Fluktuasi kurs yang terlalu sering dan melebar menjadikan ganjalan pelaku
bisnis untuk mengelola usahanya.
Nilai tukar rupiah bahkan sempat
ke posisi tergentingnya tahun ini. Tepatnya pada awal awal September, posisi
nilai tukar rupiah menurut Bloomberg, sudah menembus Rp14.900 per dollar AS.
Nilai itu lebih parah dari awal Januari tahun ini yang masih di level Rp13.542
per dollar AS dan pada Juli yang berada di kisaran Rp14.418 per dollar AS.
Artinya telah terjadi depresiasi rupiah terhadap dollar AS sebesar hampir 10
persen sepanjang tahun ini (year to date).
Nilai
tukar rupiah berada dalam posisi terendahnya sejak Juli 1998, setelah krisis
keuangan melanda Asia dan meluluhlantakkan ekonomi Indonesia. Hal ini sempat
menjadi alarm peringatan dan membuat pemerintah semakin was-was. Risiko
pelemahan rupiah sejatinya tetap sama seperti dua puluh tahun lalu yaitu akan
menghantam sektor riil, pengusaha dan juga pemerintah dalam hal pembayaran
utang yang jatuh tempo. “Risiko yang dihadapi tentu berhubungan dengan utang.

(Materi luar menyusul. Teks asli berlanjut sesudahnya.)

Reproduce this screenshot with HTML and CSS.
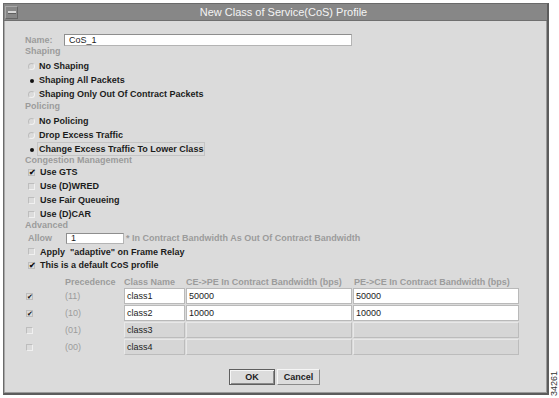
FILE: index.html
```html
<!DOCTYPE html>
<html lang="en">
<head>
  <meta charset="UTF-8" />
  <title>New Class of Service(CoS) Profile</title>
  <link rel="stylesheet" href="styles.css">
</head>
<body>
  <div class="screen">
    <div class="window">
      <div class="titlebar">
        <span class="menu-btn"><span class="menu-bar"></span></span>
        <span class="title">New Class of Service(CoS) Profile</span>
      </div>
      <div class="body">
        <div class="name-row">
          <span class="muted name-label">Name:</span>
          <input class="field name-field" type="text" value="CoS_1">
        </div>

        <div class="section muted">Shaping</div>
        <div class="group">
          <div class="opt"><span class="radio"></span>No Shaping</div>
          <div class="opt"><span class="radio on"></span>Shaping All Packets</div>
          <div class="opt"><span class="radio"></span>Shaping Only Out Of Contract Packets</div>
        </div>

        <div class="section muted">Policing</div>
        <div class="group">
          <div class="opt"><span class="radio"></span>No Policing</div>
          <div class="opt"><span class="radio"></span>Drop Excess Traffic</div>
          <div class="opt"><span class="radio on"></span><span class="focus">Change Excess Traffic To Lower Class</span></div>
        </div>

        <div class="section muted short">Congestion Management</div>
        <div class="opt"><span class="check on">✔</span>Use GTS</div>
        <div class="opt"><span class="check"></span>Use (D)WRED</div>
        <div class="opt"><span class="check"></span>Use Fair Queueing</div>
        <div class="opt"><span class="check"></span>Use (D)CAR</div>

        <div class="section muted short">Advanced</div>
        <div class="allow-row">
          <span class="muted allow-label">Allow</span>
          <input class="field allow-field" type="text" value="1">
          <span class="muted">* In Contract Bandwidth As Out Of Contract Bandwidth</span>
        </div>
        <div class="opt apply"><span class="check"></span>Apply &nbsp;"adaptive" on Frame Relay</div>
        <div class="opt"><span class="check on">✔</span>This is a default CoS profile</div>

        <div class="table">
          <div></div>
          <div class="th">Precedence</div>
          <div class="th">Class Name</div>
          <div class="th">CE-&gt;PE In Contract Bandwidth (bps)</div>
          <div class="th pe">PE-&gt;CE In Contract Bandwidth (bps)</div>

          <div class="tc"><span class="check small on">✔</span></div>
          <div class="prec">(11)</div>
          <div class="cell edit">class1</div>
          <div class="cell edit">50000</div>
          <div class="cell edit">50000</div>

          <div class="tc"><span class="check small on">✔</span></div>
          <div class="prec">(10)</div>
          <div class="cell edit">class2</div>
          <div class="cell edit">10000</div>
          <div class="cell edit">10000</div>

          <div class="tc"><span class="check small"></span></div>
          <div class="prec">(01)</div>
          <div class="cell">class3</div>
          <div class="cell"></div>
          <div class="cell"></div>

          <div class="tc"><span class="check small"></span></div>
          <div class="prec">(00)</div>
          <div class="cell">class4</div>
          <div class="cell"></div>
          <div class="cell"></div>
        </div>

        <div class="buttons">
          <button class="btn default">OK</button>
          <button class="btn">Cancel</button>
        </div>
      </div>
    </div>
    <div class="side">
      <span class="fig">34261</span>
    </div>
  </div>
</body>
</html>
```

FILE: styles.css
```css
body {
  margin: 0;
  background: #ffffff;
  font-family: "Liberation Sans", Arial, sans-serif;
  font-size: 9px;
  color: #1c1c1c;
}

.screen {
  display: flex;
  width: 559px;
  height: 398px;
  overflow: hidden;
}

.window {
  margin: 3px 0 0 3px;
  width: 546px;
  height: 392px;
  box-sizing: border-box;
  border: 1px solid #6a6a6a;
  border-right: 2px solid #5c5c5c;
  border-bottom: 2px solid #5c5c5c;
  background: #dbdbdb;
  box-shadow: inset -1px -1px 0 #9a9a9a, inset 1px 0 0 #a8a8a8;
  display: flex;
  flex-direction: column;
}

.titlebar {
  height: 16px;
  background: #878787;
  border-bottom: 1px solid #6f6f6f;
  display: flex;
  align-items: center;
}

.menu-btn {
  width: 13px;
  height: 13px;
  margin-left: 1px;
  box-sizing: border-box;
  border: 1px solid;
  border-color: #a9a9a9 #666 #666 #a9a9a9;
  display: flex;
  align-items: center;
  justify-content: center;
}

.menu-bar {
  width: 8px;
  height: 2px;
  background: #d8d8d8;
  border-bottom: 1px solid #5e5e5e;
}

.title {
  flex: 1;
  text-align: center;
  color: #f4f4f4;
  font-size: 11px;
  padding-left: 2px;
}

.body {
  padding: 12px 0 0 18px;
}

.muted {
  color: #9b9b9b;
  font-weight: bold;
}

.name-row {
  display: flex;
  align-items: center;
  height: 13px;
  padding-left: 3px;
}

.name-label {
  width: 39px;
}

.field {
  box-sizing: border-box;
  height: 12px;
  margin: 0;
  padding: 0 0 0 4px;
  border: 1px solid #b4b4b4;
  border-top-color: #8e8e8e;
  border-left-color: #8e8e8e;
  background: #ffffff;
  font-family: "Liberation Sans", Arial, sans-serif;
  font-size: 9px;
  color: #1c1c1c;
}

.name-field {
  width: 288px;
}

.section {
  height: 10px;
  line-height: 10px;
  padding-left: 3px;
}

.section.short {
  height: 9px;
  line-height: 9px;
}

.group {
  margin-top: 3px;
}

.opt {
  height: 14px;
  display: flex;
  align-items: center;
  padding-left: 6px;
  font-weight: bold;
}

.opt.apply {
  height: 13px;
}

.focus {
  outline: 1px solid #c4c4c4;
  outline-offset: 1px;
}

.radio {
  width: 7px;
  height: 7px;
  margin-right: 4px;
  box-sizing: border-box;
  border-radius: 50%;
  border: 1px solid #bdbdbd;
  border-bottom-color: #f2f2f2;
  border-right-color: #f2f2f2;
  position: relative;
}

.radio.on {
  border-color: transparent;
}

.radio.on::after {
  content: "";
  position: absolute;
  left: 1px;
  top: 1px;
  width: 4px;
  height: 4px;
  border-radius: 50%;
  background: #111;
}

.check {
  width: 7px;
  height: 7px;
  margin-right: 5px;
  box-sizing: border-box;
  border: 1px solid #bdbdbd;
  border-right-color: #f0f0f0;
  border-bottom-color: #f0f0f0;
  font-size: 8px;
  line-height: 5px;
  text-align: center;
  color: #111;
}

.check.on {
  border-color: #bdbdbd;
  overflow: visible;
}

.allow-row {
  display: flex;
  align-items: center;
  height: 14px;
  margin-top: 1px;
  padding-left: 6px;
}

.allow-label {
  width: 38px;
}

.allow-field {
  width: 58px;
  height: 11px;
  margin-right: 2px;
}

.table {
  margin-top: 6px;
  display: grid;
  grid-template-columns: 42px 58px 61px 166px 166px;
  grid-template-rows: 9px repeat(4, 16px);
  column-gap: 1px;
  row-gap: 1px;
}

.th {
  color: #9b9b9b;
  font-weight: bold;
  line-height: 9px;
  white-space: nowrap;
}

.th.pe {
  padding-left: 1px;
}

.tc {
  display: flex;
  align-items: center;
  padding-left: 4px;
}

.check.small {
  font-size: 7px;
}

.prec {
  display: flex;
  align-items: center;
  color: #9b9b9b;
}

.cell {
  display: flex;
  align-items: center;
  padding-left: 2px;
  border: 1px solid #bcbcbc;
  border-top-color: #e8e8e8;
  border-left-color: #e8e8e8;
  background: #d6d6d6;
  font-size: 9px;
}

.cell.edit {
  background: #ffffff;
  border-color: #b9b9b9;
}

.buttons {
  margin-top: 14px;
  display: flex;
  justify-content: center;
  gap: 2px;
  padding-right: 20px;
}

.btn {
  height: 16px;
  margin: 0;
  padding: 0;
  box-sizing: border-box;
  background: #dcdcdc;
  border: 1px solid;
  border-color: #f6f6f6 #8a8a8a #8a8a8a #f6f6f6;
  font-family: "Liberation Sans", Arial, sans-serif;
  font-size: 9px;
  font-weight: bold;
  color: #1c1c1c;
  width: 43px;
}

.btn.default {
  width: 46px;
  border: 1px solid #5f5f5f;
  box-shadow: inset 1px 1px 0 #f6f6f6, inset -1px -1px 0 #8a8a8a;
}

.side {
  flex: 1;
  display: flex;
  align-items: flex-end;
  justify-content: center;
  padding-bottom: 2px;
}

.fig {
  writing-mode: vertical-rl;
  transform: rotate(180deg);
  font-size: 9px;
  color: #333;
}
```
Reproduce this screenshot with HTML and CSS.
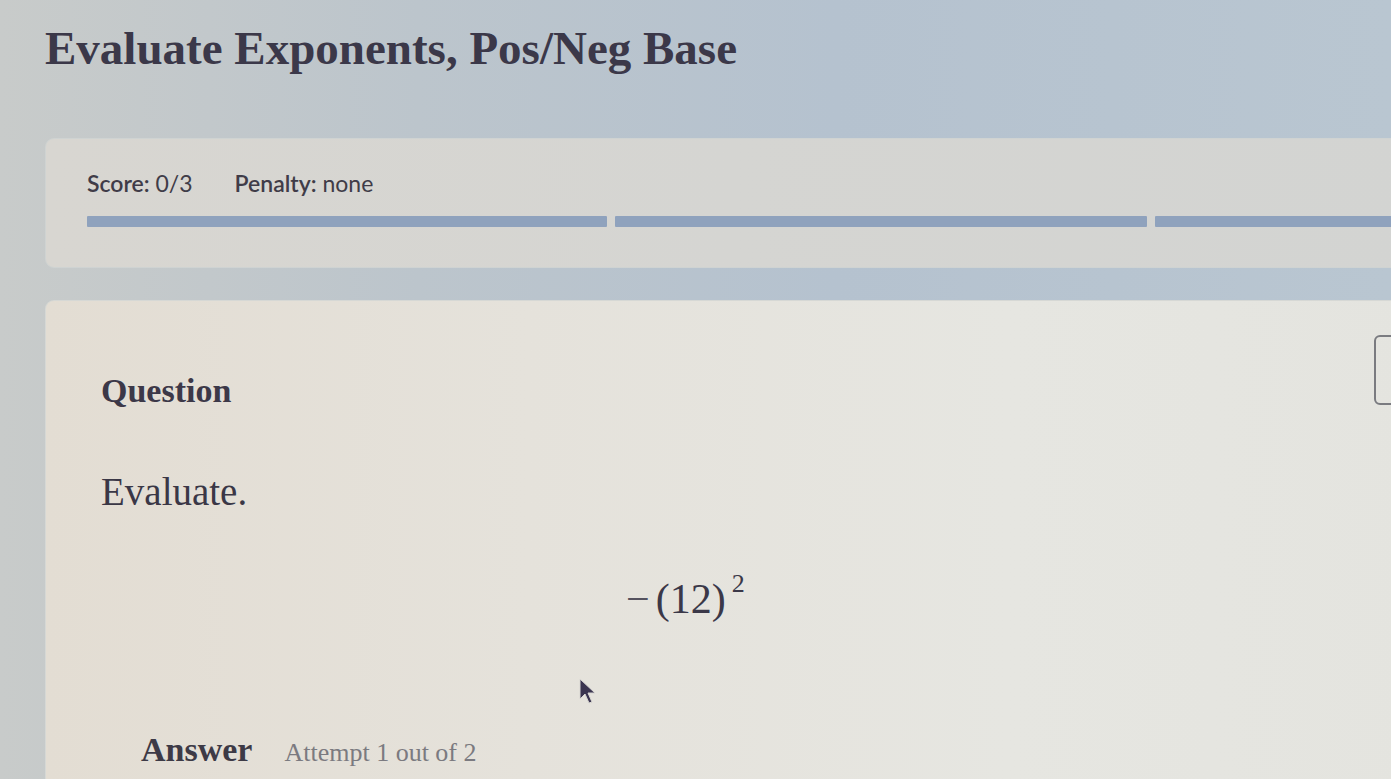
FILE: index.html
```html
<!DOCTYPE html>
<html lang="en">
<head>
<meta charset="utf-8">
<title>Evaluate Exponents, Pos/Neg Base</title>
<link rel="stylesheet" href="styles.css">
</head>
<body>
<div class="page">
  <h1 class="title">Evaluate Exponents, Pos/Neg Base</h1>

  <section class="card score-card">
    <div class="score-row">
      <span class="score"><b>Score:</b> 0/3</span>
      <span class="penalty"><b>Penalty:</b> none</span>
    </div>
    <div class="progress">
      <div class="seg seg1"></div>
      <div class="seg seg2"></div>
      <div class="seg seg3"></div>
    </div>
  </section>

  <section class="card question-card">
    <div class="q-head">
      <h2 class="q-label">Question</h2>
      <div class="side-btn"></div>
    </div>
    <p class="prompt">Evaluate.</p>
    <div class="math"><span class="minus">−</span>(12)<sup>2</sup></div>
    <div class="answer-row">
      <span class="answer-label">Answer</span>
      <span class="attempt">Attempt 1 out of 2</span>
    </div>
  </section>
</div>
<svg class="cursor" width="22" height="30" viewBox="0 0 22 30"><path d="M2 2 L2 22 L7 17 L11 26 L14 25 L10 16 L17 16 Z" fill="#3b3550" stroke="#d8d6d2" stroke-width="1"/></svg>
</body>
</html>
```
FILE: styles.css
```css
html, body {
  margin: 0;
  padding: 0;
  height: 100%;
  overflow: hidden;
}
body {
  background: linear-gradient(90deg, #c8cbca 0%, #bcc5cc 30%, #b5c2cf 60%, #b9c6d1 100%);
  font-family: "Liberation Serif", "Times New Roman", serif;
  color: #3a3746;
  position: relative;
}
.page {
  padding-left: 45px;
  margin-right: -30px;
}
.title {
  margin: 0;
  padding-top: 20px;
  font-size: 47px;
  line-height: 56px;
  font-weight: bold;
  color: #3b3849;
}
.card {
  border-radius: 9px;
}
.score-card {
  margin-top: 62px;
  height: 130px;
  box-sizing: border-box;
  background: linear-gradient(90deg, #d8d6d1 0%, #d5d5d2 50%, #d3d4d2 100%);
  border: 1px solid #cfd3d2;
  padding: 29px 0 0 41px;
  font-family: Lato, "Liberation Sans", sans-serif;
}
.score-row {
  display: flex;
  gap: 42px;
  font-size: 23px;
  color: #403c48;
  line-height: 30px;
}
.score-row b {
  font-weight: 600;
}
.progress {
  display: flex;
  gap: 8px;
  margin-top: 18px;
}
.seg {
  height: 11px;
  background: #8fa2bd;
  border-radius: 1px;
}
.seg1 { width: 520px; }
.seg2 { width: 532px; }
.seg3 { flex: 1; }
.question-card {
  margin-top: 32px;
  height: 479px;
  background: linear-gradient(90deg, #e3ddd3 0%, #e5e2db 35%, #e6e6e1 70%, #e4e4df 100%);
  border: 1px solid #d6d8d5;
  border-bottom: none;
  border-radius: 9px 9px 0 0;
  padding: 0 0 0 55px;
  box-sizing: border-box;
}
.q-head {
  display: flex;
  justify-content: space-between;
  align-items: flex-start;
  padding-top: 34px;
}
.q-label {
  margin: 36px 0 0 0;
  font-size: 34px;
  line-height: 40px;
  font-weight: bold;
  color: #3c3848;
}
.side-btn {
  width: 60px;
  height: 70px;
  border: 2px solid #7a7b80;
  border-radius: 6px;
  margin-right: -14px;
  box-sizing: border-box;
}
.prompt {
  margin: 58px 0 0 0;
  font-size: 39px;
  line-height: 46px;
  color: #3a3746;
}
.math {
  margin-top: 56px;
  padding-left: 525px;
  font-size: 42px;
  line-height: 56px;
  color: #3b3848;
}
.math .minus {
  color: #55525e;
  margin-right: 6px;
}
.math sup {
  font-size: 26px;
  vertical-align: 21px;
  line-height: 0;
  margin-left: 6px;
}
.answer-row {
  margin-top: 104px;
  padding-left: 40px;
  display: flex;
  align-items: baseline;
  gap: 32px;
}
.answer-label {
  font-size: 34px;
  font-weight: bold;
  color: #3d3a46;
}
.attempt {
  font-size: 26px;
  color: #7b7a80;
}
.cursor {
  position: absolute;
  left: 578px;
  top: 677px;
}
```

Selisih kurs yang ditanggung pemerintah muncul saat pembayaran kewajiban jatuh
tempo utang,” kata peneliti Indef Bhima Yudhistira Adhinegara.
Berdasarkan
data Bank Indonesia, kewajiban pembayaran utang luar negeri pemerintah yang
jatuh tempo di 2018 mencapai 9,1 miliar dollar AS yang terbagi menjadi 5,2
miliar dollar AS pokok dan 3,8 miliar dollar AS kewajiban bunganya.
Jika menggunakan kurs 13.400 sesuai APBN maka pemerintah
wajib membayar Rp121,9 triliun. Sementara dengan kurs misalnya saja ada di
kisaran Rp14.700 beban pembayaran menjadi Rp133,7 triliun. “Jadi kalau tidak
dikendalikan (rupiah) selisih pembengkakan akibat selisih kurs sebesar Rp 11,8
triliun. Uang Rp 11,8 triliun setara 20 persen dari alokasi dana desa.
Seharusnya bisa dibuat belanja produktif tapi malah habis untk bayar selisih
kurs. Itu kerugian bagi APBN," kata Bhima.
Akan
tetapi, lambat laun, kurs rupiah atas dollar AS kembali menguat dan pada awal
Desember sempat menyentuh Rp14.410 seperti posisinya pada Juli.